** REQUIREMENTS **
Copy each line holding the string "React".

** DATA PROVIDED **
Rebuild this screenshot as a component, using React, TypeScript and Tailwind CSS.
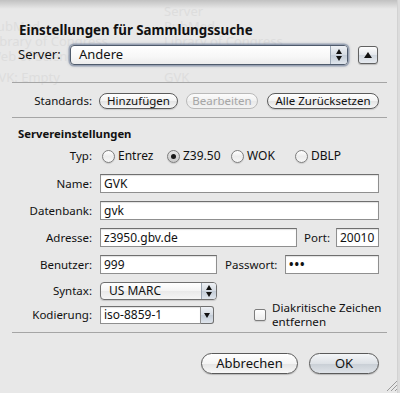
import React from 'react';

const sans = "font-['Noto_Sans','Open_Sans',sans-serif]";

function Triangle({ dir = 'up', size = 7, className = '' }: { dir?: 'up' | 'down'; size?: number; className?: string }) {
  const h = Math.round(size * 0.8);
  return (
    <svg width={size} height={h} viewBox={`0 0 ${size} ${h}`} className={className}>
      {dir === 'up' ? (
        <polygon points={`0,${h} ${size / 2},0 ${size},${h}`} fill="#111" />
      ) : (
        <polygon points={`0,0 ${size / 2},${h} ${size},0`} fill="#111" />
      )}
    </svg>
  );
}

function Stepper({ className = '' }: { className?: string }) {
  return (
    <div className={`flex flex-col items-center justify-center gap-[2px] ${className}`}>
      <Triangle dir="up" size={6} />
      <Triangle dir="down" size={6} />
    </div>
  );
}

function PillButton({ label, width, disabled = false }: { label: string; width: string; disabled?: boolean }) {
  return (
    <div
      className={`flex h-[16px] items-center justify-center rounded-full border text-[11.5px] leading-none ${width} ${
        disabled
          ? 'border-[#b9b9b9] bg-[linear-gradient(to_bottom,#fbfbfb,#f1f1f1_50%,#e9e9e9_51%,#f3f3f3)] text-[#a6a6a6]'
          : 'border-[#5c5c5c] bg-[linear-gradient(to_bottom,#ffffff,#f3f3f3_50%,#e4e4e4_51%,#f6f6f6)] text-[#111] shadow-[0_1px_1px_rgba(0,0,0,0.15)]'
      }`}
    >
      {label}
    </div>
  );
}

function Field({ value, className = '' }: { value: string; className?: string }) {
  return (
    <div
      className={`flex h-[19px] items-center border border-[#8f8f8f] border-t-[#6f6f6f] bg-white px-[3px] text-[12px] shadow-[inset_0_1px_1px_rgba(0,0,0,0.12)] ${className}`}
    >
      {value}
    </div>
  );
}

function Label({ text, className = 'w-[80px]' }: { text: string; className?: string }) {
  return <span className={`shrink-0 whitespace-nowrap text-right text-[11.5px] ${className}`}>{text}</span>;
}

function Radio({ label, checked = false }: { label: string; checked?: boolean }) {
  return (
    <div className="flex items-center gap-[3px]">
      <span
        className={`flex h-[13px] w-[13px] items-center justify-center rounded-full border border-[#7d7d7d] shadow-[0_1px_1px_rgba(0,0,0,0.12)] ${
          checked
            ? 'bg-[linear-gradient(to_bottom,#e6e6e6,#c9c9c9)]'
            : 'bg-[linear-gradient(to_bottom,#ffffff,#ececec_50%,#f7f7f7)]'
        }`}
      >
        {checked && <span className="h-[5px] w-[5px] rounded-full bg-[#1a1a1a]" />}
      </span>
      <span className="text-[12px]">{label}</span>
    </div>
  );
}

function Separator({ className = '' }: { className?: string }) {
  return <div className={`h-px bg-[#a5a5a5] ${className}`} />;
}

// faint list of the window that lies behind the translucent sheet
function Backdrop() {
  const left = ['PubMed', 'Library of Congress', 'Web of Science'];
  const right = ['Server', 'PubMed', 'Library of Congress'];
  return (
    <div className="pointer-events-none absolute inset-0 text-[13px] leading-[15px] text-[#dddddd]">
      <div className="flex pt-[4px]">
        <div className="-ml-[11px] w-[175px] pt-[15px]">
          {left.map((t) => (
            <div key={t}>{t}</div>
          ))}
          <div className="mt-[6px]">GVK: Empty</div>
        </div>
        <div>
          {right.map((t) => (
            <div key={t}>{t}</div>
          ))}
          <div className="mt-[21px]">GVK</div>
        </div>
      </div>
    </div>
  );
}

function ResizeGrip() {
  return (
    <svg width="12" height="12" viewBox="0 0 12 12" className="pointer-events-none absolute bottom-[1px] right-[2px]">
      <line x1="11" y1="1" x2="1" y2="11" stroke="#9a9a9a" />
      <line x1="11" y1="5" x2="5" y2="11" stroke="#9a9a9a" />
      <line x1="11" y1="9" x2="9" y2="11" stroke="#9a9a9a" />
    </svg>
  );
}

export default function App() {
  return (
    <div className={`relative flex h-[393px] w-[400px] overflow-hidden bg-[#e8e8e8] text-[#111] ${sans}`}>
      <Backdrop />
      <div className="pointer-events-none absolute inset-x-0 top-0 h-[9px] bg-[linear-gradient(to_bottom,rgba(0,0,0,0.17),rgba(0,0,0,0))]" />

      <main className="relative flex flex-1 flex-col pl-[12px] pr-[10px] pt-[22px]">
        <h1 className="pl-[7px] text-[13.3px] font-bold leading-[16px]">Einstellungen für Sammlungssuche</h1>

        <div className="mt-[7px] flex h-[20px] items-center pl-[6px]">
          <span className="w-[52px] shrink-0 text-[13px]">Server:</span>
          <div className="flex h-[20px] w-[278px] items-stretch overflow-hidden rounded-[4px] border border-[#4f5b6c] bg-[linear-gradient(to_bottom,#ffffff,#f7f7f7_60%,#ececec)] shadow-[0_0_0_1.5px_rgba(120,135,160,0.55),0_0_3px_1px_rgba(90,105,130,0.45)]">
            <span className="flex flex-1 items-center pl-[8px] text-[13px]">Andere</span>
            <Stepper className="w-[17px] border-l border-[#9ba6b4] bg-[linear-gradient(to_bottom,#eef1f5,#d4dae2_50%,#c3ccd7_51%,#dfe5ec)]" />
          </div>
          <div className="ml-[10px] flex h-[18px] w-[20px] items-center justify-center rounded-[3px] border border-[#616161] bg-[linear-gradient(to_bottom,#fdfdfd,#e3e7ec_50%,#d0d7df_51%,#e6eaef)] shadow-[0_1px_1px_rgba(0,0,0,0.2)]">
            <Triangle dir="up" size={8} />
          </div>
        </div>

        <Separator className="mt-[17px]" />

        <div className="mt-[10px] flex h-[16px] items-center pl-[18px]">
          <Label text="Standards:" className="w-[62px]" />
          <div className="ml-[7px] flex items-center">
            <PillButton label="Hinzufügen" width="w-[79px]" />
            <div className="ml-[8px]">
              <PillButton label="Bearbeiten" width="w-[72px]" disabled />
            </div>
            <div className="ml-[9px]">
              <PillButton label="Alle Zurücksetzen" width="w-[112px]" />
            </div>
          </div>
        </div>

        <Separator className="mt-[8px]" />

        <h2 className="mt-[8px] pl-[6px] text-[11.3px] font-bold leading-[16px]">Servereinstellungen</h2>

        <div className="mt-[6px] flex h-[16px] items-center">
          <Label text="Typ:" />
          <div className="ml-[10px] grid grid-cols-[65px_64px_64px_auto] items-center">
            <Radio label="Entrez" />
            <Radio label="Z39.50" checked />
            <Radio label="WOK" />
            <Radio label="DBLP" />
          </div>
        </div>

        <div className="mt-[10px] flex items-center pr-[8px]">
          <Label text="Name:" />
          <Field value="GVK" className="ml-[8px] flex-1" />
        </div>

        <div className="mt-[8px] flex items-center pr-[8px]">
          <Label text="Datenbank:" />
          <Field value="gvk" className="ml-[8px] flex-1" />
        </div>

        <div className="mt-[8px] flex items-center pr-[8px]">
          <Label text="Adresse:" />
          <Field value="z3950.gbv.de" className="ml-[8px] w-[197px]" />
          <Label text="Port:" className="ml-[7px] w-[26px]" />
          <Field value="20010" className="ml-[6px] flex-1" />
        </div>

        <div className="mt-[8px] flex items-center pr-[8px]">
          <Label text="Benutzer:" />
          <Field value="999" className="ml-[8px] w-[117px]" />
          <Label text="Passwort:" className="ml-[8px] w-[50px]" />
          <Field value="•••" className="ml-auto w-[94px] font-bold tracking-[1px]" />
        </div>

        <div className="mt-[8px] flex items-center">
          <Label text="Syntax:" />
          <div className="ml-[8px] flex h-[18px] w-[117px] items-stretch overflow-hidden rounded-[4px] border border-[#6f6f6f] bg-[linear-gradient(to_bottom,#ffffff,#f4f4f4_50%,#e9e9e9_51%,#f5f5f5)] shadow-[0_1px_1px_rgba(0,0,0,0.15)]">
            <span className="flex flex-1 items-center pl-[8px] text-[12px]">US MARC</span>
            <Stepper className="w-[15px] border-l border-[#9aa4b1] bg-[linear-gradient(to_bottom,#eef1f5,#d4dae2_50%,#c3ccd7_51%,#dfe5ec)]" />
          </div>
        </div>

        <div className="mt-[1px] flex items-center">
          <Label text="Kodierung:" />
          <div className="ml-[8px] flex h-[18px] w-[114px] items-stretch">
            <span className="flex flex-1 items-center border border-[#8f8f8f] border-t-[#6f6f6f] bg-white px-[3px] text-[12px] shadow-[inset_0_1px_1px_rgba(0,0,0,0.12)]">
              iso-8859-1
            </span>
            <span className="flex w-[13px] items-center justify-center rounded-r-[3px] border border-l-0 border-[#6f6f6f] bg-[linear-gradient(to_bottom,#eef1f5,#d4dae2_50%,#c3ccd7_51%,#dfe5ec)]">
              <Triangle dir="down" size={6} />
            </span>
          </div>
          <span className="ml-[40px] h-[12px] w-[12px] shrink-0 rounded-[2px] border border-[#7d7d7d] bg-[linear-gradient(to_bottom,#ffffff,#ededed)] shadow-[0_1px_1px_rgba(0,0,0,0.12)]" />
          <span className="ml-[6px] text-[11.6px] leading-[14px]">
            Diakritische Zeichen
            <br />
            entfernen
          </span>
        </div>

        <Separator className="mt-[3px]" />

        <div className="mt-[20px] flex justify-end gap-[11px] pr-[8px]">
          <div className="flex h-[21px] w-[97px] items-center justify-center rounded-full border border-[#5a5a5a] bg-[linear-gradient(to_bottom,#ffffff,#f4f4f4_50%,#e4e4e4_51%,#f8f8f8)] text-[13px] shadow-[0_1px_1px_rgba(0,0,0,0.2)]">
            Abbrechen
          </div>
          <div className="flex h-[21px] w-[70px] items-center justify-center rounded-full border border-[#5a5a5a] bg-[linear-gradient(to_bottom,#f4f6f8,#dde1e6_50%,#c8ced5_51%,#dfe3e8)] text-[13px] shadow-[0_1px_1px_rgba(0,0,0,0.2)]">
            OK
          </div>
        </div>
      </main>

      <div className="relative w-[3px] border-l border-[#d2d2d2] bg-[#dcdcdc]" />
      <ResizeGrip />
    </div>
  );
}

** SOLUTION TO THE EXERCISE **
Rebuild this screenshot as a component, using React, TypeScript and Tailwind CSS.
import React from 'react';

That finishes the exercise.